In making “The New Gospel,” Rau also paid tribute to Pier Paolo Pasolini’s 1964 classic “The Gospel According to St. Matthew” and Mel Gibson’s 2004 “The Passion of the Christ,” which also shot in Matera. Rau cast Enrique Irazoqui, who portrayed Jesus in Pasolini’s film, as John the Baptist, and Maia Morgenstern as Mary, the role she played in Gibson’s movie.
“The New Gospel” is produced by Arne Birkenstock’s Cologne-based Fruitmarket, Swiss shingle Langfilm and Rau’s IIPM – International Institute of Political Murder.
Rau’s upcoming projects include a new production of his play “The Repetition,” about the 2012 murder of a gay man in Liège, Belgium; and on Oct. 25 “The Congo Tribunal: Kolwezi Hearings” continues his world economic court of civil society project by putting Swiss mining giant Glencore on trial in Zurich.

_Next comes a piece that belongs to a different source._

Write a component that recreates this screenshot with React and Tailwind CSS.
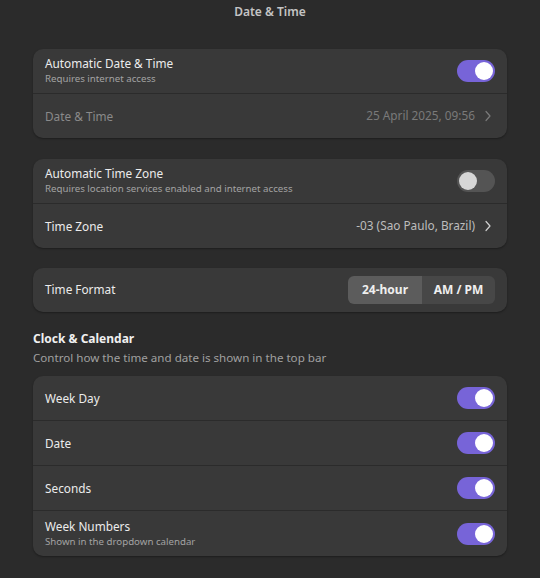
import { useState } from 'react';

function Toggle({ on, onChange }) {
  return (
    <button
      onClick={onChange}
      className={`flex items-center w-[38px] h-[22px] rounded-full px-[2px] ${
        on ? 'bg-[#7764d8] justify-end' : 'bg-[#545454] justify-start'
      }`}
    >
      <span className={`block w-[18px] h-[18px] rounded-full ${on ? 'bg-white' : 'bg-[#d6d6d6]'}`} />
    </button>
  );
}

function Chevron({ dim }) {
  return (
    <svg width="8" height="12" viewBox="0 0 8 12" className="ml-[9px] mr-[3px]">
      <path
        d="M2 1.5 L6 6 L2 10.5"
        fill="none"
        stroke={dim ? '#7a7a7a' : '#cfcfcf'}
        strokeWidth="1.2"
        strokeLinecap="round"
        strokeLinejoin="round"
      />
    </svg>
  );
}

function Row({ title, subtitle, children, dim, last, tall }) {
  return (
    <div
      className={`flex items-center justify-between pl-[12px] pr-[12px] ${tall ? 'h-[45px]' : 'h-[44.5px]'} ${
        last ? '' : 'border-b border-[#2b2b2b]'
      }`}
    >
      <div className="flex flex-col">
        <span className={`text-[11.8px] leading-[16px] ${dim ? 'text-[#8a8a8a]' : 'text-[#ececec]'}`}>{title}</span>
        {subtitle && <span className="mt-[1px] text-[9.7px] leading-[14px] text-[#a3a3a3]">{subtitle}</span>}
      </div>
      <div className="flex items-center">{children}</div>
    </div>
  );
}

function Card({ children }) {
  return (
    <div className="rounded-[10px] bg-[#393939] shadow-[0_1px_2px_rgba(0,0,0,0.35)] overflow-hidden">
      {children}
    </div>
  );
}

export default function App() {
  const [autoDate, setAutoDate] = useState(true);
  const [autoZone, setAutoZone] = useState(false);
  const [format, setFormat] = useState('24');
  const [weekDay, setWeekDay] = useState(true);
  const [date, setDate] = useState(true);
  const [seconds, setSeconds] = useState(true);
  const [weekNums, setWeekNums] = useState(true);

  return (
    <div
      className="w-[540px] h-[578px] bg-[#2b2b2b] text-white overflow-hidden"
      style={{ fontFamily: '"Noto Sans", "Open Sans", sans-serif' }}
    >
      <div className="h-[23px] flex items-center justify-center">
        <span className="text-[12px] font-semibold text-[#c4c4c4]">Date &amp; Time</span>
      </div>

      <div className="px-[33px] pt-[26px] flex flex-col">
        <Card>
          <Row title="Automatic Date & Time" subtitle="Requires internet access">
            <Toggle on={autoDate} onChange={() => setAutoDate(!autoDate)} />
          </Row>
          <Row title="Date & Time" dim last>
            <span className="text-[11.8px] text-[#7a7a7a]">25 April 2025, 09:56</span>
            <Chevron dim />
          </Row>
        </Card>

        <div className="h-[21px]" />
        <Card>
          <Row title="Automatic Time Zone" subtitle="Requires location services enabled and internet access">
            <Toggle on={autoZone} onChange={() => setAutoZone(!autoZone)} />
          </Row>
          <Row title="Time Zone" last>
            <span className="text-[11.8px] text-[#bdbdbd]">-03 (Sao Paulo, Brazil)</span>
            <Chevron />
          </Row>
        </Card>

        <div className="h-[20px]" />
        <Card>
          <div className="flex items-center justify-between h-[44px] pl-[12px] pr-[12px]">
            <span className="text-[11.8px] text-[#ececec]">Time Format</span>
            <div className="flex h-[28px] rounded-[6px] overflow-hidden">
              <button
                onClick={() => setFormat('24')}
                className={`w-[74px] text-[12px] font-bold text-[#efefef] ${
                  format === '24' ? 'bg-[#5c5c5c]' : 'bg-[#474747]'
                }`}
              >
                24-hour
              </button>
              <button
                onClick={() => setFormat('ampm')}
                className={`w-[73px] text-[12px] font-bold text-[#efefef] ${
                  format === 'ampm' ? 'bg-[#5c5c5c]' : 'bg-[#474747]'
                }`}
              >
                AM / PM
              </button>
            </div>
          </div>
        </Card>

        <div className="pt-[18px] pb-[8px] flex flex-col">
          <span className="text-[12px] font-bold text-[#f0f0f0] leading-[18px]">Clock &amp; Calendar</span>
          <span className="text-[11.6px] text-[#a0a0a0] leading-[20px]">
            Control how the time and date is shown in the top bar
          </span>
        </div>

        <Card>
          <Row title="Week Day" tall>
            <Toggle on={weekDay} onChange={() => setWeekDay(!weekDay)} />
          </Row>
          <Row title="Date" tall>
            <Toggle on={date} onChange={() => setDate(!date)} />
          </Row>
          <Row title="Seconds" tall>
            <Toggle on={seconds} onChange={() => setSeconds(!seconds)} />
          </Row>
          <Row title="Week Numbers" subtitle="Shown in the dropdown calendar" last tall>
            <Toggle on={weekNums} onChange={() => setWeekNums(!weekNums)} />
          </Row>
        </Card>
      </div>
    </div>
  );
}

He additionally has a book coming out in two weeks, “Why Theater?” in which 100 artists and intellectuals from around the world reflect on the current state of theater.
Rau is also planning to return to Brazil in March for the production of “Antigone in the Amazon,” which will take place in the state of Pará, where state-sponsored mining projects and monoculture soy farming are destroying the Amazon rainforest.